Cave of Secrets
Ireland, 1639. Twelve-year-old Tom Flynn lives in the Big House near Roaringwater Bay in County Cork. On the surface, his is a life of wealth and privilege but he is not happy; his father is a loud-mouthed bully, only concerned with making money.
Fleeing his father’s anger, Tom tumbles down a cliff and discovers a cave. Here he meets Donal O’Driscoll and they become friends. Donal’s family is welcoming. Theirs is a simple life, but there is mutual respect and kindness with everyone pulling their weight. Tom learns to make himself useful and feels valued in a way he doesn’t at home.

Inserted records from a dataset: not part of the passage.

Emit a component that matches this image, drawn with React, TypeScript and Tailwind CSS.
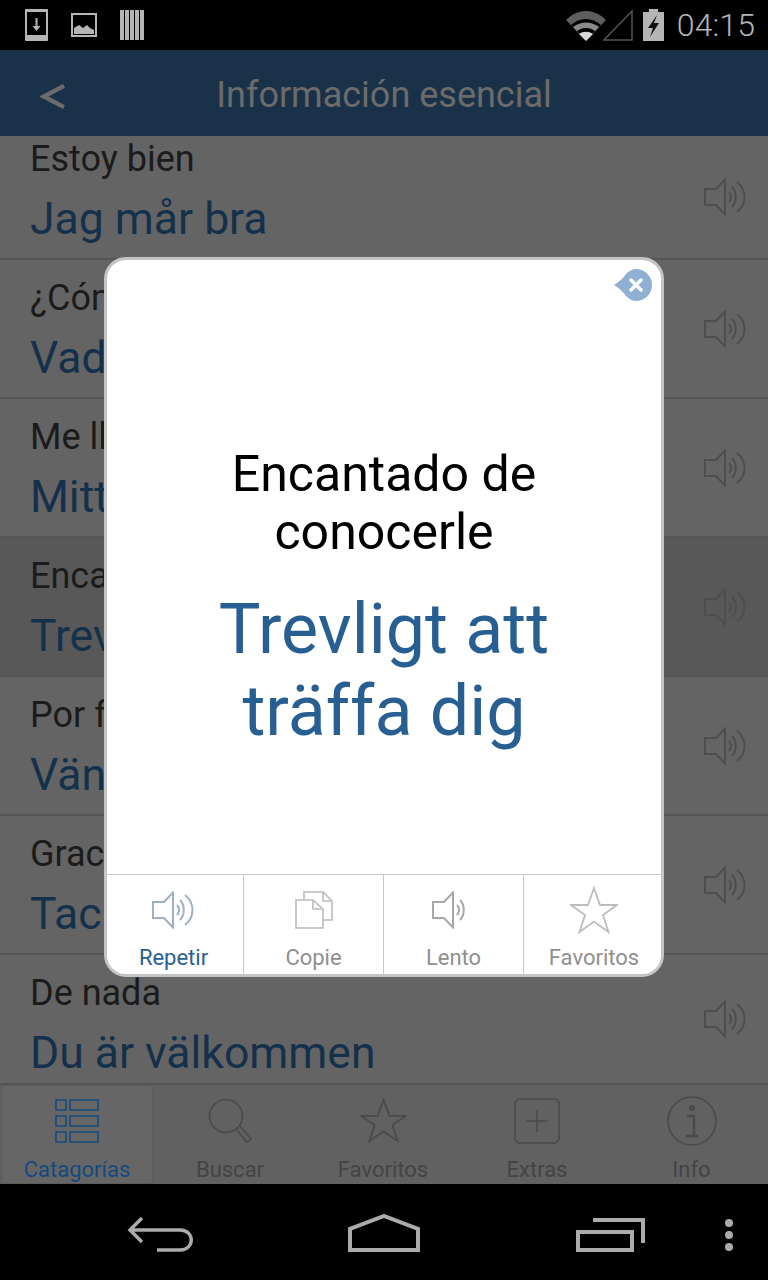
const sans = "font-['Roboto',sans-serif]";

const rows = [
  { es: "Estoy bien", sv: "Jag mår bra", h: "h-[124px]", pad: "pt-[3px]" },
  { es: "¿Cómo estás?", sv: "Vad heter du?", h: "h-[139px]" },
  { es: "Me llamo", sv: "Mitt namn är", h: "h-[139px]" },
  { es: "Encantado de conocerle", sv: "Trevligt att träffa dig", h: "h-[139px]", active: true },
  { es: "Por favor", sv: "Vänligen", h: "h-[139px]" },
  { es: "Gracias", sv: "Tack", h: "h-[139px]" },
  { es: "De nada", sv: "Du är välkommen", h: "h-[128px]", last: true },
];

function Speaker({ className, stroke, waves = 3 }: { className: string; stroke: string; waves?: number }) {
  return (
    <svg viewBox={waves > 2 ? "0 0 42 38" : "0 0 36 38"} className={className} fill="none" stroke={stroke} strokeWidth="2">
      <path d="M1 11h11L21 1.500v35L12 27H1z" />
      <path d="M25 14c2.500 3 2.500 7 0 10" />
      <path d="M28 9c5 5 5 15 0 20" />
      {waves > 2 && <path d="M33 4c10 8 10 22 0 30" />}
    </svg>
  );
}

function Star({ className, stroke }: { className: string; stroke: string }) {
  return (
    <svg viewBox="0 0 48 48" className={className} fill="none" stroke={stroke} strokeWidth="1.800" preserveAspectRatio="none">
      <path d="M24 2l6 17h17L33 29l5.500 17L24 35.500 9.500 46 15 29 1 19h17z" />
    </svg>
  );
}

function ListRow({ row }: { row: (typeof rows)[number] }) {
  return (
    <div className={`relative ${row.h} shrink-0 ${row.last ? "" : "border-b-2 border-[#555555]"} ${row.active ? "bg-[#585858]" : ""} ${row.pad ?? "pt-[18px]"} pl-[30px]`}>
      <p className="text-[36px] leading-[40px] text-[#1b1b1b] whitespace-nowrap">{row.es}</p>
      <p className="mt-[15px] text-[44.500px] leading-[50px] text-[#14304a] whitespace-nowrap">{row.sv}</p>
      <div className="absolute right-[22px] top-1/2 -translate-y-1/2">
        <Speaker className="w-[42px] h-[38px]" stroke="#4e4e4e" />
      </div>
    </div>
  );
}

function ModalAction({ label, active, children, className }: { label: string; active?: boolean; children: React.ReactNode; className: string }) {
  return (
    <div className={`flex flex-col items-center pb-[2px] h-full ${className}`}>
      <div className="flex-1 flex items-center justify-center pt-[1px]">{children}</div>
      <span className={`text-[22px] leading-[28px] ${active ? "text-[#285f92]" : "text-[#8f8f8f]"}`}>{label}</span>
    </div>
  );
}

function TabItem({ label, active, children, className }: { label: string; active?: boolean; children: React.ReactNode; className: string }) {
  return (
    <div className={`flex flex-col items-center h-full border rounded-[3px] ${className} ${active ? "bg-[#666666] border-[#5c5c5c]" : "border-transparent"}`}>
      <div className="h-[64px] mt-[3px] flex items-center justify-center">{children}</div>
      <span className={`text-[22px] leading-[26px] mt-[5px] whitespace-nowrap ${active ? "text-[#14497f]" : "text-[#444444]"}`}>{label}</span>
    </div>
  );
}

export default function App() {
  return (
    <div className={`relative w-[768px] h-[1280px] overflow-hidden bg-black ${sans}`}>
      {/* status bar */}
      <div className="h-[50px] flex items-center justify-between pl-[25px] pr-[13px]">
        <div className="flex items-center gap-[23px]">
          <svg viewBox="0 0 23 32" className="w-[23px] h-[32px]" fill="#b5b5b5">
            <path fillRule="evenodd" d="M0 1q0-1 1-1h21q1 0 1 1v30q0 1-1 1H1q-1 0-1-1zM2 3v23h19V3z" />
            <path d="M10.500 9h2v8h3l-4 5-4-5h3z" />
          </svg>
          <svg viewBox="0 0 26 24" className="w-[26px] h-[24px]" fill="#b5b5b5">
            <path fillRule="evenodd" d="M0 0h26v24H0zM2 2v20h22V2z" />
            <path d="M3 21v-6l5-3 4 3 4-3 3 3 4 2v4z" />
          </svg>
          <svg viewBox="0 0 24 30" className="w-[24px] h-[30px]" fill="#b5b5b5">
            <path d="M0 0h4v30H0zM5 0h4v30H5zM10 0h4v30h-4zM15 0h4v30h-4zM20 0h4v30h-4z" />
          </svg>
        </div>
        <div className="flex items-center">
          <svg viewBox="0 0 40 30" className="w-[40px] h-[30px] -mb-[1px]">
            <path d="M0 9c12-12 28-12 40 0L20 30z" fill="#5e5e5e" />
            <path d="M5 14c9-8 21-8 30 0L20 30z" fill="#000000" />
            <path d="M7 16c8-6 18-6 26 0L20 30z" fill="#8a8a8a" />
            <path d="M11 20c5-4 13-4 18 0L20 30z" fill="#000000" />
            <path d="M13 23c4-3 10-3 14 0l-7 7z" fill="#d6d6d6" />
          </svg>
          <svg viewBox="0 0 30 32" className="w-[30px] h-[32px] -ml-[3px] -mt-[1px]" fill="none" stroke="#565656" strokeWidth="1.500">
            <path d="M29 2v29H1z" />
          </svg>
          <svg viewBox="0 0 21 32" className="w-[21px] h-[32px] ml-[10px] -mt-[1px]">
            <path d="M6 0h9v3h6v29H0V3h6z" fill="#b5b5b5" />
            <path d="M14 6L5 19h5l-3 9 9-14h-5z" fill="#111111" />
          </svg>
          <span className="ml-[13px] text-[32px] leading-[36px] font-light text-[#b5b5b5] tracking-[0.100px]">04:15</span>
        </div>
      </div>

      {/* title bar */}
      <div className="relative h-[86px] bg-[#1a3249] flex items-center justify-center">
        <svg viewBox="0 0 26 28" className="absolute left-[40px] top-[33px] w-[25px] h-[27px]" fill="none" stroke="#6b6b6b" strokeWidth="4.500">
          <path d="M25 3L4 14l21 11" />
        </svg>
        <span className="text-[36px] leading-[44px] mt-[4px] text-[#6b6b6b]">Información esencial</span>
      </div>

      {/* list */}
      <div className="h-[1048px] bg-[#646464] flex flex-col overflow-hidden">
        {rows.map((row) => (
          <ListRow key={row.es} row={row} />
        ))}
        {/* tab bar */}
        <div className="h-[101px] shrink-0 border-t-2 border-[#555555] bg-[#616161] flex pl-[1px]">
          <TabItem label="Catagorías" active className="w-[152px]">
            <svg viewBox="0 0 44 44" className="w-[44px] h-[44px]" fill="none" stroke="#17497f" strokeWidth="1.600">
              <path d="M1 1h10v10H1zM15 1h28v10H15zM1 17h10v10H1zM15 17h28v10H15zM1 33h10v10H1zM15 33h28v10H15z" />
            </svg>
          </TabItem>
          <TabItem label="Buscar" className="w-[154px]">
            <svg viewBox="0 0 44 44" className="w-[44px] h-[44px]" fill="none" stroke="#4a4a4a" strokeWidth="1.600">
              <circle cx="18" cy="17" r="16.500" />
              <path d="M28 30l11 13.500 4-3.500-11-13" />
            </svg>
          </TabItem>
          <TabItem label="Favoritos" className="w-[152px]">
            <Star className="w-[47px] h-[45px]" stroke="#4a4a4a" />
          </TabItem>
          <TabItem label="Extras" className="w-[156px]">
            <svg viewBox="0 0 46 46" className="w-[46px] h-[46px]" fill="none" stroke="#4a4a4a" strokeWidth="1.600">
              <rect x="1" y="1" width="44" height="44" rx="5" />
              <path d="M23 12v22M12 23h22" />
            </svg>
          </TabItem>
          <TabItem label="Info" className="flex-1">
            <svg viewBox="0 0 50 50" className="w-[50px] h-[50px]" fill="none" stroke="#4a4a4a" strokeWidth="1.600">
              <circle cx="25" cy="25" r="24" />
              <circle cx="25" cy="12" r="3" fill="#4a4a4a" stroke="none" />
              <path d="M20 20h7v20M19 40h12" strokeWidth="2.500" />
            </svg>
          </TabItem>
        </div>
      </div>

      {/* nav bar */}
      <div className="relative h-[96px]">
        <svg viewBox="0 0 66 36" className="absolute left-[127px] top-[33px] w-[66px] h-[36px]" fill="none" stroke="#ababab" strokeWidth="3.500">
          <path d="M15 1L3 13l12 12M3 13h50c15 0 15 20 0 20H30" />
        </svg>
        <svg viewBox="0 0 72 38" className="absolute left-[348px] top-[30px] w-[72px] h-[38px]" fill="none" stroke="#ababab" strokeWidth="4">
          <path d="M2 36V15L36 2l34 13v21z" />
        </svg>
        <svg viewBox="0 0 69 34" className="absolute left-[576px] top-[34px] w-[69px] h-[34px]" fill="none" stroke="#ababab" strokeWidth="4">
          <path d="M2 14h54v18H2zM17 2h50v23" />
        </svg>
        <div className="absolute left-[725px] top-[35px] flex flex-col gap-[4px]">
          <span className="w-[8px] h-[8px] rounded-full bg-[#ababab]" />
          <span className="w-[8px] h-[8px] rounded-full bg-[#ababab]" />
          <span className="w-[8px] h-[8px] rounded-full bg-[#ababab]" />
        </div>
      </div>

      {/* modal */}
      <div className="absolute left-[104px] top-[257px] w-[560px] h-[720px] bg-white border-[3px] border-[#c4c4c4] rounded-[22px] overflow-hidden flex flex-col">
        <svg viewBox="0 0 38 32" className="absolute right-[9px] top-[9px] w-[38px] h-[32px]">
          <path d="M0 16Q8 11 12 5Q17 0 22 0a16 16 0 0 1 0 32Q17 32 12 27Q8 21 0 16z" fill="#8fb0d2" />
          <path d="M17 11l10 10M27 11L17 21" stroke="#ffffff" strokeWidth="3.500" strokeLinecap="round" />
        </svg>
        <div className="flex-1 flex flex-col items-center text-center pt-[185px]">
          <p className="w-[400px] text-[50px] leading-[58px] text-black">Encantado de conocerle</p>
          <p className="w-[440px] mt-[27px] text-[70px] leading-[82px] text-[#285f92]">Trevligt att träffa dig</p>
        </div>
        <div className="h-[100px] border-t border-[#c8c8c8] flex">
          <ModalAction label="Repetir" active className="w-[137px] border-r border-[#c8c8c8] pr-[3px]">
            <Speaker className="w-[42px] h-[38px] mr-[2px]" stroke="#9fb0c2" />
          </ModalAction>
          <ModalAction label="Copie" className="w-[140px] border-r border-[#c8c8c8]">
            <svg viewBox="0 0 38 38" className="w-[38px] h-[38px]" fill="none" stroke="#bbbbbb" strokeWidth="1.600">
              <path d="M9 8V1h19l9 9v19H28" />
              <path d="M28 1v9h9" />
              <path d="M1 9h17l10 9v19H1z" />
              <path d="M18 9v9h10" />
            </svg>
          </ModalAction>
          <ModalAction label="Lento" className="w-[140px] border-r border-[#c8c8c8]">
            <Speaker className="w-[36px] h-[38px] mr-[7px]" stroke="#a8a8a8" waves={2} />
          </ModalAction>
          <ModalAction label="Favoritos" className="flex-1 pl-[3px]">
            <Star className="w-[48px] h-[48px]" stroke="#bdbdbd" />
          </ModalAction>
        </div>
      </div>
    </div>
  );
}
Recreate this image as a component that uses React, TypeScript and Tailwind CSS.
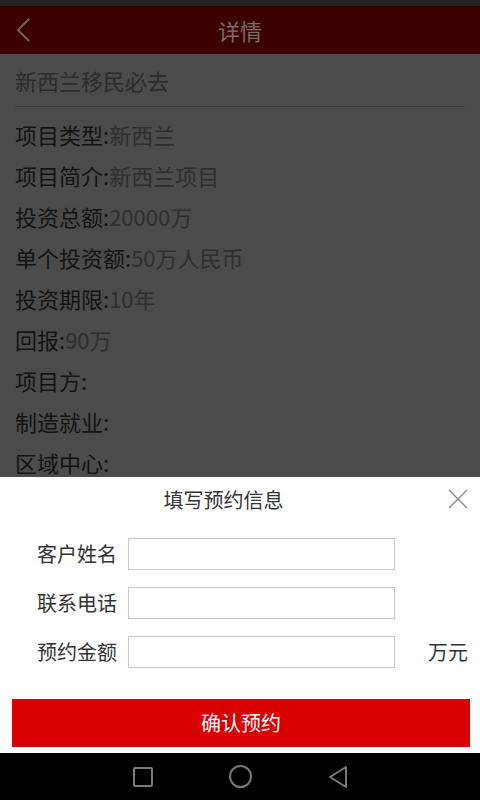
import React from 'react';

const details: { label: string; value: string }[] = [
  { label: '项目类型', value: '新西兰' },
  { label: '项目简介', value: '新西兰项目' },
  { label: '投资总额', value: '20000万' },
  { label: '单个投资额', value: '50万人民币' },
  { label: '投资期限', value: '10年' },
  { label: '回报', value: '90万' },
  { label: '项目方', value: '' },
  { label: '制造就业', value: '' },
  { label: '区域中心', value: '' },
];

const fields = [
  { label: '客户姓名', unit: '' },
  { label: '联系电话', unit: '' },
  { label: '预约金额', unit: '万元' },
];

export default function App() {
  return (
    <div
      className="w-[480px] h-[800px] flex flex-col overflow-hidden bg-white"
      style={{ fontFamily: '"Noto Sans CJK SC", "Noto Sans", sans-serif' }}
    >
      {/* status bar (dimmed) */}
      <div className="h-[6px] bg-[#232323] shrink-0" />

      {/* header (dimmed) */}
      <div className="h-[48px] shrink-0 bg-[#3d0000] flex items-center relative">
        <svg className="absolute left-[16px] top-[12px]" width="16" height="24" viewBox="0 0 16 24">
          <path d="M13 1 L2 12 L13 23" fill="none" stroke="#6f6262" strokeWidth="2" />
        </svg>
        <div className="flex-1 text-center text-[22px] text-[#7b6b6b] leading-none">详情</div>
      </div>

      {/* detail content under the mask */}
      <div className="h-[423px] shrink-0 bg-[#4b4b4b] overflow-hidden">
        <div className="h-[52px] px-[15px] flex items-center text-[22px] text-[#2c2c2c]">
          新西兰移民必去
        </div>
        <div className="mx-[15px] h-px bg-[#3a3a3a]" />
        <div className="pt-[16px] px-[15px] flex flex-col gap-[19px]">
          {details.map((d) => (
            <div key={d.label} className="h-[22px] flex items-center text-[22px] leading-none">
              <span className="text-[#131313]">{d.label}:</span>
              <span className="text-[#2f2f2f]">{d.value}</span>
            </div>
          ))}
        </div>
      </div>

      {/* dialog */}
      <div className="h-[276px] shrink-0 bg-white flex flex-col">
        <div className="h-[46px] relative flex items-center justify-center pr-[33px]">
          <span className="text-[20px] text-[#333]">填写预约信息</span>
          <svg className="absolute left-[448px] top-[12px]" width="20" height="20" viewBox="0 0 20 20">
            <path d="M1 1 L19 19 M19 1 L1 19" stroke="#8a8a8a" strokeWidth="1.4" />
          </svg>
        </div>
        <div className="pt-[15px] flex flex-col gap-[17px]">
          {fields.map((f) => (
            <div key={f.label} className="h-[32px] flex items-center pl-[37px]">
              <span className="w-[80px] text-[20px] text-[#333] leading-none">{f.label}</span>
              <input className="ml-[11px] w-[267px] h-[32px] border border-[#c8c8c8] outline-none" />
              {f.unit && (
                <span className="ml-[33px] text-[20px] text-[#333] leading-none">{f.unit}</span>
              )}
            </div>
          ))}
        </div>
        <div className="mt-[31px] px-[12px]">
          <button className="w-[458px] h-[48px] bg-[#d80000] text-white text-[20px] flex items-center justify-center">
            确认预约
          </button>
        </div>
      </div>

      {/* navigation bar */}
      <div className="flex-1 bg-black flex items-center justify-center">
        <div className="w-[480px] h-full relative">
          <div className="absolute left-[133px] top-[14px] w-[20px] h-[20px] border-2 border-[#7a7a7a] rounded-[2px]" />
          <div className="absolute left-[229px] top-[12px] w-[23px] h-[23px] border-2 border-[#7a7a7a] rounded-full" />
          <svg className="absolute left-[327px] top-[12px]" width="22" height="24" viewBox="0 0 22 24">
            <path d="M19 2 L3 12 L19 22 Z" fill="none" stroke="#7a7a7a" strokeWidth="2" strokeLinejoin="round" />
          </svg>
        </div>
      </div>
    </div>
  );
}
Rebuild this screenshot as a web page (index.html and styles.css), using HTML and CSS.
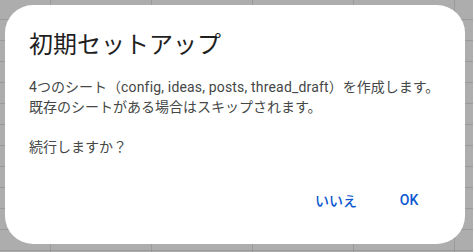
FILE: index.html
```html
<!DOCTYPE html>
<html lang="ja">
<head>
<meta charset="utf-8">
<link rel="stylesheet" href="styles.css">
</head>
<body>
<div class="sheet">
  <div class="dialog" role="dialog">
    <h1 class="title">初期セットアップ</h1>
    <div class="body">
      <p><span class="latin">4</span>つのシート（<span class="latin">config, ideas, posts, thread_draft</span>）を作成します。<br>既存のシートがある場合はスキップされます。</p>
      <p class="spacer">&nbsp;</p>
      <p>続行しますか？</p>
    </div>
    <div class="actions">
      <button class="btn">いいえ</button>
      <button class="btn">OK</button>
    </div>
  </div>
</div>
</body>
</html>
```
FILE: styles.css
```css
html, body {
  margin: 0;
  padding: 0;
  width: 473px;
  height: 252px;
  overflow: hidden;
}
body {
  font-family: Roboto, "Noto Sans CJK JP", sans-serif;
}
.sheet {
  width: 473px;
  height: 252px;
  box-sizing: border-box;
  padding: 5px 8px 8px 5px;
  background-color: #adadad;
  background-image:
    repeating-linear-gradient(to right, transparent 0px, transparent 50px, #9a9a9a 50px, #9a9a9a 51px, transparent 51px, transparent 101px),
    repeating-linear-gradient(to bottom, transparent 0px, transparent 19px, #9a9a9a 19px, #9a9a9a 20px, transparent 20px, transparent 21px);
}
.dialog {
  width: 460px;
  height: 239px;
  box-sizing: border-box;
  background: #ffffff;
  border-radius: 28px;
  padding: 24px;
  display: flex;
  flex-direction: column;
}
.title {
  margin: 0;
  font-size: 24px;
  line-height: 32px;
  font-weight: 400;
  color: #1f1f1f;
}
.body {
  margin-top: 16px;
  font-size: 14px;
  line-height: 20px;
  color: #444746;
}
.body p {
  margin: 0;
}
.latin {
  letter-spacing: 0.17px;
}
.actions {
  margin-top: auto;
  display: flex;
  justify-content: flex-end;
  gap: 8px;
}
.btn {
  font-family: Roboto, "Noto Sans CJK JP", sans-serif;
  font-size: 14px;
  font-weight: 500;
  color: #0b57d0;
  background: transparent;
  border: none;
  height: 40px;
  min-width: 64px;
  padding: 0 12px;
  border-radius: 20px;
  cursor: pointer;
}
```
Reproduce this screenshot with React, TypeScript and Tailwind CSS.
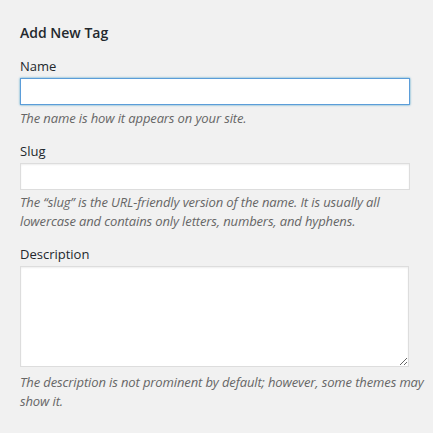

Donal’s father leads a band of smugglers evading English customs duties by buying goods from merchant ships before they reach port. When he invites Tom to join them, Tom is thrilled. Not only is this a real adventure but it will pay his father back for thinking him worthless.
Back home, Tom’s father has invited the Earl of Cork to stay, hoping to impress him with his lavish lifestyle. The English government is suspicious of the Catholic gentry and wants to replace them with Protestant landowners. The Catholic Mr Flynn needs influential friends in Dublin. But is the Earl really on his side, or is he after the Flynn estate for one of his Protestant friends?
I read this book very happily; I enjoyed the adventure and, along with Tom, I learnt a lot about rural life. The author is also good at illuminating the grubby politics of the time. My one caveat is that I found it a touch too stereotyped with the poor but noble O’Driscolls, and the upper-middle class Mr Flynn being boorish in his treatment of Tom and fawning on the Earl of Cork.
However, I’m sure children of ten plus will just enjoy the exciting story.